Depending on the directory layout, the above pipeline can be executed with a command similar to the following:

./bin/logstash -f ./config/logstash-transform.conf

View the copy of the eCommerce data

After executing the pipeline, the ecommerce_copy index should contain copies of the documents from the kibana_sample_data_ecommerce index. It can be viewed as follows:

GET ecommerce_copy/_search

View the transformed data

The transformed data is in the ecommerce_ls_transformed index, and can be viewed in the same order as the data in the transform tutorial by executing the following query:

GET ecommerce_ls_transformed/_search
{
  "sort": [
    {
      "_id": {
        "order": "asc"
      }
    }
  ]
}

The first document returned from the above query should be the following:

{
   "_index" : "ecommerce_ls_transformed",
   "_type" : "_doc",
   "_id" : "10",
   "_score" : null,
   "_source" : {
   "total_quantity" : {
     "max" : 2,
     "sum" : 118
   },
   "taxless_total_price" : {
     "sum" : 3946.8200000000006
   }
}

Notice that the values in ecommerce_ls_transformed match quite closely with the values computed in the transform tutorial – the total_quanitity values in the first document match perfectly with the tutorial, and the taxless_total_price.sum is very close — 3946.8200000000006 versus 3946.9765625 in the transform tutorial. Presumably this small difference is due to floating-point rounding errors.

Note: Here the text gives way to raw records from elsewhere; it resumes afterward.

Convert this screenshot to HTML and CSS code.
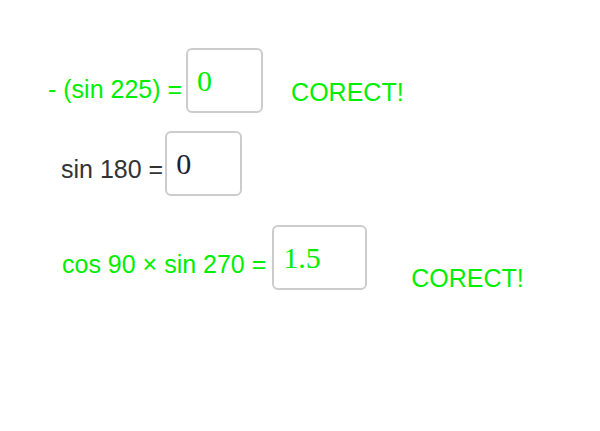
FILE: index.html
```html
<!DOCTYPE html>
<html lang="ro">
<head>
<meta charset="utf-8">
<title>Trigonometrie</title>
<link rel="stylesheet" href="styles.css">
</head>
<body>
<main class="quiz">
  <div class="row row-1">
    <span class="expr expr-ok">- (sin 225) =</span>
    <span class="answer answer-1"><span class="value value-ok">0</span></span>
    <span class="verdict verdict-1">CORECT!</span>
  </div>
  <div class="row row-2">
    <span class="expr expr-plain">sin 180 =</span>
    <span class="answer answer-2"><span class="value value-plain">0</span></span>
  </div>
  <div class="row row-3">
    <span class="expr expr-ok">cos 90 × sin 270 =</span>
    <span class="answer answer-3"><span class="value value-ok">1.5</span></span>
    <span class="verdict verdict-3">CORECT!</span>
  </div>
</main>
</body>
</html>
```
FILE: styles.css
```css
html, body {
  margin: 0;
  padding: 0;
  background: #ffffff;
}

body {
  width: 600px;
  height: 431px;
  overflow: hidden;
  font-family: "Liberation Sans", Arial, sans-serif;
}

.quiz {
  display: flex;
  flex-direction: column;
  padding-top: 48px;
}

.row {
  display: flex;
  align-items: flex-end;
}

.row-1 { padding-left: 48px; }
.row-2 { padding-left: 61px; margin-top: 18px; }
.row-3 { padding-left: 62px; margin-top: 29px; }

.expr {
  font-size: 25px;
  line-height: 25px;
  white-space: nowrap;
}

.row-1 .expr { margin-bottom: 11px; }
.row-2 .expr { margin-bottom: 14px; }
.row-3 .expr { margin-bottom: 13px; }

.expr-ok { color: #00ee00; }
.expr-plain { color: #333333; }

.answer {
  box-sizing: border-box;
  height: 65px;
  border: 2px solid #cccccc;
  border-radius: 6px;
  display: flex;
  align-items: center;
  padding-left: 9px;
}

.answer-1 { width: 77px; margin-left: 4px; }
.answer-2 { width: 77px; margin-left: 2px; }
.answer-3 { width: 95px; margin-left: 6px; }

.value {
  font-family: "Liberation Serif", "Times New Roman", serif;
  font-size: 30px;
}

.value-ok { color: #00ee00; }
.value-plain { color: #1c1c3a; }

.verdict {
  color: #00ee00;
  font-size: 25px;
  line-height: 25px;
  white-space: nowrap;
}

.verdict-1 { margin-left: 28px; margin-bottom: 8px; }
.verdict-3 { margin-left: 44px; margin-bottom: -1px; }
```
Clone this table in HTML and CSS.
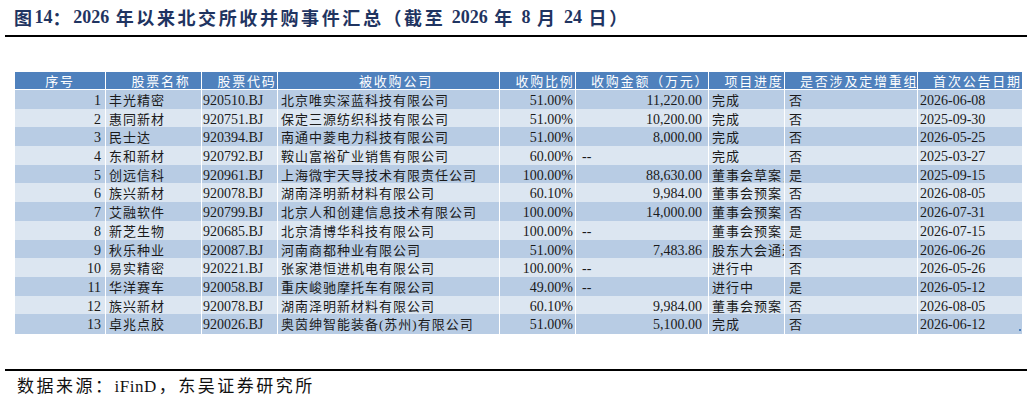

Filtering data in Logstash

An astute reader many have noticed that the above approach is sending the full Logstash event to each of the Elasticsearch outputs, even though the ecommerce_ls_transformed index only requires a few fields. The blog about splitting Logstash data demonstrates how to filter the data that is sent to each Elasticsearch index.

Caveats

There are a few caveats that should be considered if the scripted update approach is used:

  • Even if the original event document is ingested, there is a possibility that the associated scripted update fails on the transformed document. This could create an inconsistent view of the data.
  • If there is a stream of data that would trigger many scripted upserts on a single document in a short time period, then this approach may break down due to an overwhelming number of conflicting updates on that document.
  • The Logstash retry policy  and Elasticsearch retry_on_conflict should be understood and set appropriately. More information is available in this documentation about updates and conflicts.
  • If a raw document is deleted, the associated transformed document will not reflect this change.
  • Every update on a document writes a new document to Elasticsearch. Therefore, this approach which indexes the original raw document as well as upserting the transformed document, will effectively double the ingest workload when compared to the ingest workload of only indexing the raw documents.

Conclusions

In this blog we have demonstrated how Logstash can be used in conjunction with scripted upserts. In order to demonstrate this functionality, we explored how Logstash events can be used to create a near-real-time entity-centric view of indexed data. The approach demonstrated here only touches the surface of the capabilities of scripted upserts, and because scripted upserts are based on Painless, custom functionality can be painlessly implemented.